**Short exercise:** Show all lines holding "this".

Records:
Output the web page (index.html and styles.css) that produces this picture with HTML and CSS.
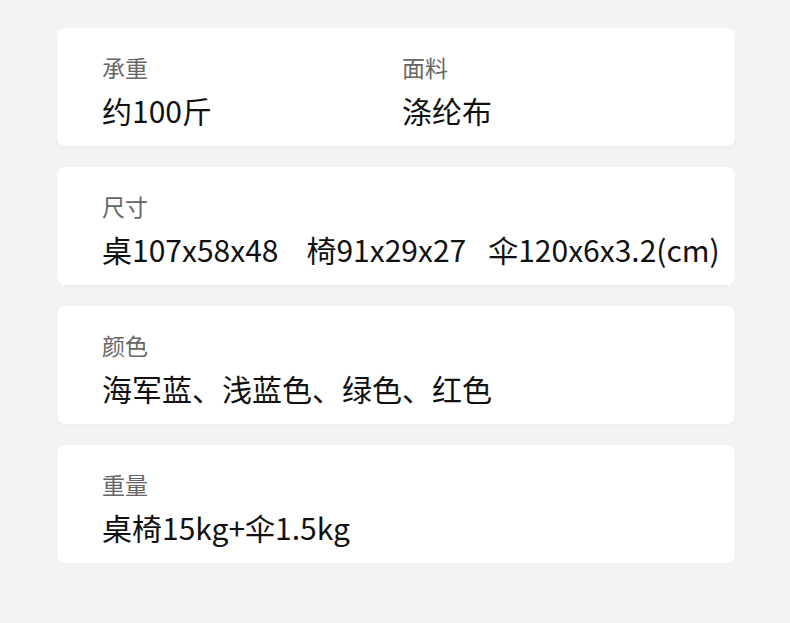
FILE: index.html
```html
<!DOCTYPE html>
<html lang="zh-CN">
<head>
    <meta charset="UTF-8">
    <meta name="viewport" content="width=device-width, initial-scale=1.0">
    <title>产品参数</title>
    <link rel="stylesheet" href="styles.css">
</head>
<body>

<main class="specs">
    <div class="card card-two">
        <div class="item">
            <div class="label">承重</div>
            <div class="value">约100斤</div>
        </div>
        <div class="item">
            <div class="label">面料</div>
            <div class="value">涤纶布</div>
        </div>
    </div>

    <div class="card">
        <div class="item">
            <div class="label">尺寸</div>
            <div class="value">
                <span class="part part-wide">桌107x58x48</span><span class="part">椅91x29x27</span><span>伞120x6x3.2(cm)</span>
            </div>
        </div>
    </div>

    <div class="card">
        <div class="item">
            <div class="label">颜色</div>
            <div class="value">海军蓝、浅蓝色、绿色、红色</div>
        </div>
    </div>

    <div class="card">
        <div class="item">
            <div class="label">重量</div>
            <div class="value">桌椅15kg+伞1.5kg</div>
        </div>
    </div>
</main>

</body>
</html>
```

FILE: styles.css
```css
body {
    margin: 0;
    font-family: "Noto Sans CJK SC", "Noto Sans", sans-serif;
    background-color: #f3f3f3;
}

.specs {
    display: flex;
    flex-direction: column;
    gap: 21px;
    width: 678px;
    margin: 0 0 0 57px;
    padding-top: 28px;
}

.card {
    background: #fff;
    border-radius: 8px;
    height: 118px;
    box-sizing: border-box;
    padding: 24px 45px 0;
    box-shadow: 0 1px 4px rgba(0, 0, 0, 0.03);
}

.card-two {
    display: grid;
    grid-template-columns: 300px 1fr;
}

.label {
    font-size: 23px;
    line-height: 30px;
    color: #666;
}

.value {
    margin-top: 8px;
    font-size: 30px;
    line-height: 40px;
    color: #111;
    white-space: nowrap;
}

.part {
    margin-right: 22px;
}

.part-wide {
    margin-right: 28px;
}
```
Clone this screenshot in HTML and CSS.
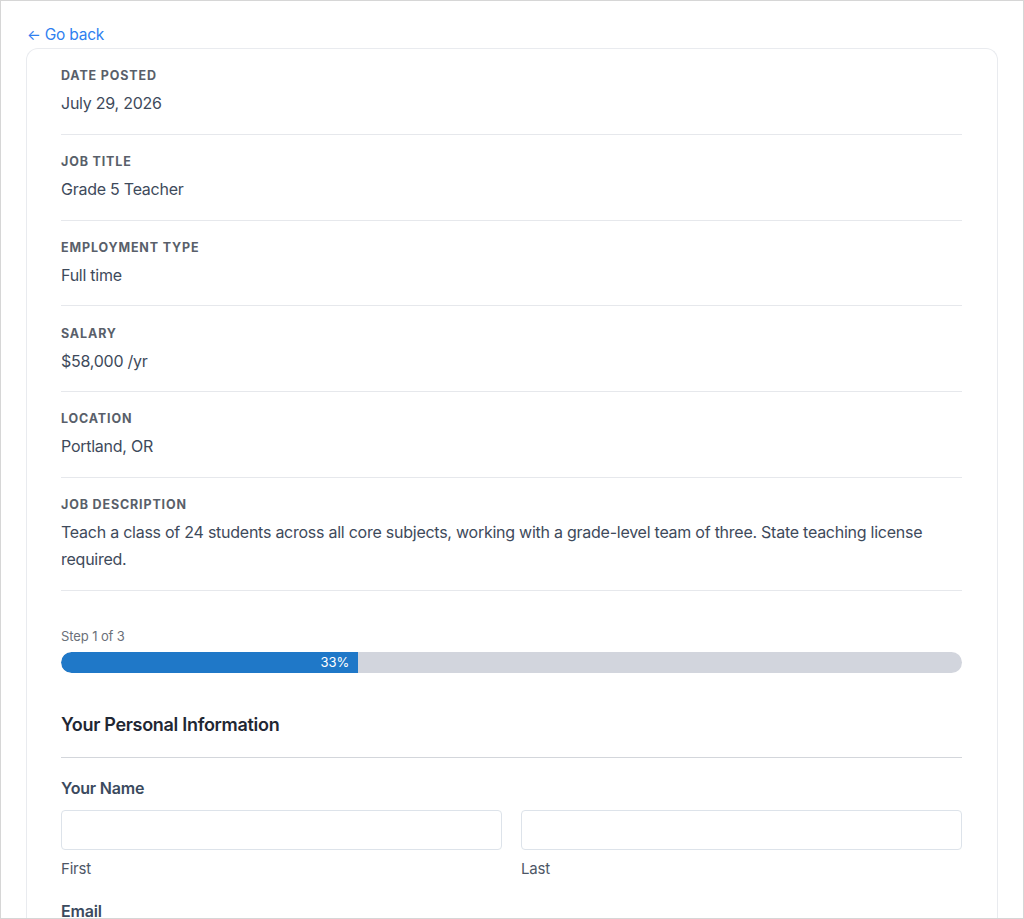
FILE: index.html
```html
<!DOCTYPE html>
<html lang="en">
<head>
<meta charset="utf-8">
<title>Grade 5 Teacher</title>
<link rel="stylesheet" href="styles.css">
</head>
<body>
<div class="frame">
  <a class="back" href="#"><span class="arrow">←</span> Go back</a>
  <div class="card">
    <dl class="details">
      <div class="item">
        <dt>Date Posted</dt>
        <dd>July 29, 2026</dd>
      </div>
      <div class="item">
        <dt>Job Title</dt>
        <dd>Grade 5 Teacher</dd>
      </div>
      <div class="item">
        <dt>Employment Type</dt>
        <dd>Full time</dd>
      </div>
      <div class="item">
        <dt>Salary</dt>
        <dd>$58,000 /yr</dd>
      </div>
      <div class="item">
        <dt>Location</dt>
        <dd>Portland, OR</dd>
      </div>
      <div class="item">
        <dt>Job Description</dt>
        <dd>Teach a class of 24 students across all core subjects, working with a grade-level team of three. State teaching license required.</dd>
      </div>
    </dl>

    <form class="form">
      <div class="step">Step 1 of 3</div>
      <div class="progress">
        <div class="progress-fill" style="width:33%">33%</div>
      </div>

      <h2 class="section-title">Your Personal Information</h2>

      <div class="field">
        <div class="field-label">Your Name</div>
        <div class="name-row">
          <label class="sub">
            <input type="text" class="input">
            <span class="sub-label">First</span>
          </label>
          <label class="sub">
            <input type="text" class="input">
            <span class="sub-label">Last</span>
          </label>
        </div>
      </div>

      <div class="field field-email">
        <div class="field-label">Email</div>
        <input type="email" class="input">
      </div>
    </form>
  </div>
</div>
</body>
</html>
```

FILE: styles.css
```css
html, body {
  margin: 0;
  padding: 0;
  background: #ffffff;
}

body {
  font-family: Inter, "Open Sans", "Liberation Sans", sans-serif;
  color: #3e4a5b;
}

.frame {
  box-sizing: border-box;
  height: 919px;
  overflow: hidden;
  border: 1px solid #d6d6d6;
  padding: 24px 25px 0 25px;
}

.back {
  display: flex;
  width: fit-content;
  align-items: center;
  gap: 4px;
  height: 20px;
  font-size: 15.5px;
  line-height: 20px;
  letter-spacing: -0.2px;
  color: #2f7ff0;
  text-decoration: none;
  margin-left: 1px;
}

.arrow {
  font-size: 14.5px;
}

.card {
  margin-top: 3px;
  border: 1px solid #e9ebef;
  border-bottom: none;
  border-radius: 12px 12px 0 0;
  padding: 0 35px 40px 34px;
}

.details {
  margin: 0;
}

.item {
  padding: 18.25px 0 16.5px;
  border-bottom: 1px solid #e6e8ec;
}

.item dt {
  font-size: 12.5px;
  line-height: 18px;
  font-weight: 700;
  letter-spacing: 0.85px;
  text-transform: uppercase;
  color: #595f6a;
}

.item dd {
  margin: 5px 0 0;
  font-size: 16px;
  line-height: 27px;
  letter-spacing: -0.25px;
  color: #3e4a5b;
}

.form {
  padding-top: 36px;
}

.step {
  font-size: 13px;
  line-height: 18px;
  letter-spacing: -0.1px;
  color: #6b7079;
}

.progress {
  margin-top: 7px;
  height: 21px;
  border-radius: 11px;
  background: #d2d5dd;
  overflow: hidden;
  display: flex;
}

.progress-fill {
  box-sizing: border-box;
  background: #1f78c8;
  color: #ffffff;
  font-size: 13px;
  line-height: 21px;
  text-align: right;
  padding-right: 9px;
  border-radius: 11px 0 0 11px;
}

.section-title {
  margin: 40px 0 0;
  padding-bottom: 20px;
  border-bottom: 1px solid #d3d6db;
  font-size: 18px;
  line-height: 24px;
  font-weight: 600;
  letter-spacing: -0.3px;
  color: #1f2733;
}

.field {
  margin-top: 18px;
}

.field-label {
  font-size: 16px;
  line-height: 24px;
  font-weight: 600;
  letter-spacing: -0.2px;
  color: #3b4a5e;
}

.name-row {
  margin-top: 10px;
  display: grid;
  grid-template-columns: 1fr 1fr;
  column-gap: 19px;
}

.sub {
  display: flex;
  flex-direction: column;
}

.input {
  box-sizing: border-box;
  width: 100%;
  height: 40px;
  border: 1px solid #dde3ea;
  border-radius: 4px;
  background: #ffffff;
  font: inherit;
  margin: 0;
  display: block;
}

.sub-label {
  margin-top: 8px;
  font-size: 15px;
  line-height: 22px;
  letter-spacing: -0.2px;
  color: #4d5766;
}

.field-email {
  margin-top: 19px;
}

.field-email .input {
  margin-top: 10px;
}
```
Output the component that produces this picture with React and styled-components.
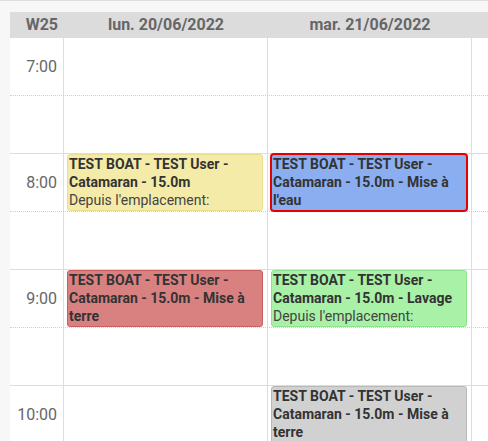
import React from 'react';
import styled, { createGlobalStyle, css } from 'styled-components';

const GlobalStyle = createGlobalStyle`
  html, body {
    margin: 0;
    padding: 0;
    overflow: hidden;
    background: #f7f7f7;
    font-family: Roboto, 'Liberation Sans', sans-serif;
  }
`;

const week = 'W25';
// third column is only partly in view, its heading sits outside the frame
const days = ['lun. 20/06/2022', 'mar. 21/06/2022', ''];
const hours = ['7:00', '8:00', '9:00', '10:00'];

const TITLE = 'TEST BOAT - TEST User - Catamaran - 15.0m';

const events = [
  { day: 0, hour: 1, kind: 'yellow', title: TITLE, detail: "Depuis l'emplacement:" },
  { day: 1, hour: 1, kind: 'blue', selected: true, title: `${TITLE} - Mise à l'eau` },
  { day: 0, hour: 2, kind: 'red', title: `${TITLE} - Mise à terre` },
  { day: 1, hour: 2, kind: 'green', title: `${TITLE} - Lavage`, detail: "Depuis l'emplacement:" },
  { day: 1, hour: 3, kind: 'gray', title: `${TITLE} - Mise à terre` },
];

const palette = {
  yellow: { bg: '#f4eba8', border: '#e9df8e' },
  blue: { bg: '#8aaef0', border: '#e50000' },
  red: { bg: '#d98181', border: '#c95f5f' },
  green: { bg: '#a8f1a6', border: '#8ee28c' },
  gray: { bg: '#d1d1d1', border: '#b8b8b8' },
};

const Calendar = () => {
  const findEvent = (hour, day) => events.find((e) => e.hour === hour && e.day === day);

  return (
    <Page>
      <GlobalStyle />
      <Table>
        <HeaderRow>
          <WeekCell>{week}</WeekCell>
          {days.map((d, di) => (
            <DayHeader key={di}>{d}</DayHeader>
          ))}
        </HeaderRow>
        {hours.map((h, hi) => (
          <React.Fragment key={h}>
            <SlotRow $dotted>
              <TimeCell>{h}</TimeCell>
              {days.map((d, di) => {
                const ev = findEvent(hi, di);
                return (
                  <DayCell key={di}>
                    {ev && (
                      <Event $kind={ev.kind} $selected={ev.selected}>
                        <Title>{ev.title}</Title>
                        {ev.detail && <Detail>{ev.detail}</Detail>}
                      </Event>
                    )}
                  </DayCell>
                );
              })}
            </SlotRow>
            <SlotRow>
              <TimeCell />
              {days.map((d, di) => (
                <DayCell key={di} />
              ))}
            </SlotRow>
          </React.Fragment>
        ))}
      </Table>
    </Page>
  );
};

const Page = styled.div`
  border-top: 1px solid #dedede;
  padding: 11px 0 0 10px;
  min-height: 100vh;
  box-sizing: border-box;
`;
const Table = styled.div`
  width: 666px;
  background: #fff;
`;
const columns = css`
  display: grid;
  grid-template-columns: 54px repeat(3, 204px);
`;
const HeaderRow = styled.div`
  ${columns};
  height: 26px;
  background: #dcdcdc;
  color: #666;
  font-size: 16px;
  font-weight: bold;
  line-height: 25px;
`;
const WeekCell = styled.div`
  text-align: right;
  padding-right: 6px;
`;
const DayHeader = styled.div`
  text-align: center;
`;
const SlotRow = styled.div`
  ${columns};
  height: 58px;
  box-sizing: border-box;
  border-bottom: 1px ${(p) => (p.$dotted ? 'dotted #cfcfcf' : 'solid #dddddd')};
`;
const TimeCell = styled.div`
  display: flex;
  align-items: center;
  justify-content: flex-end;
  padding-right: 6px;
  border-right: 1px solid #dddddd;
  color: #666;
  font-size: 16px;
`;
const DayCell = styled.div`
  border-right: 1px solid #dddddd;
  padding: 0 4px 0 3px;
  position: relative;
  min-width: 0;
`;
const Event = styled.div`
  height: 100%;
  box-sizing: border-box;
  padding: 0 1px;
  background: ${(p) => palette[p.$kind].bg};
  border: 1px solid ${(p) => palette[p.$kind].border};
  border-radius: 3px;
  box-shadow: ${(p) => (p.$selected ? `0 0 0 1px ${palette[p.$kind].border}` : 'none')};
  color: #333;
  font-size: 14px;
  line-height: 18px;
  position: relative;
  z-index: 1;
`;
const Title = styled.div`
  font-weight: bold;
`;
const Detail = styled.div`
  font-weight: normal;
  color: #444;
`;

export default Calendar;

**Expected answer:**
Output the web page (index.html and styles.css) that produces this picture with HTML and CSS.
Clone this screenshot in HTML and CSS.
Output the component that produces this picture with React and styled-components.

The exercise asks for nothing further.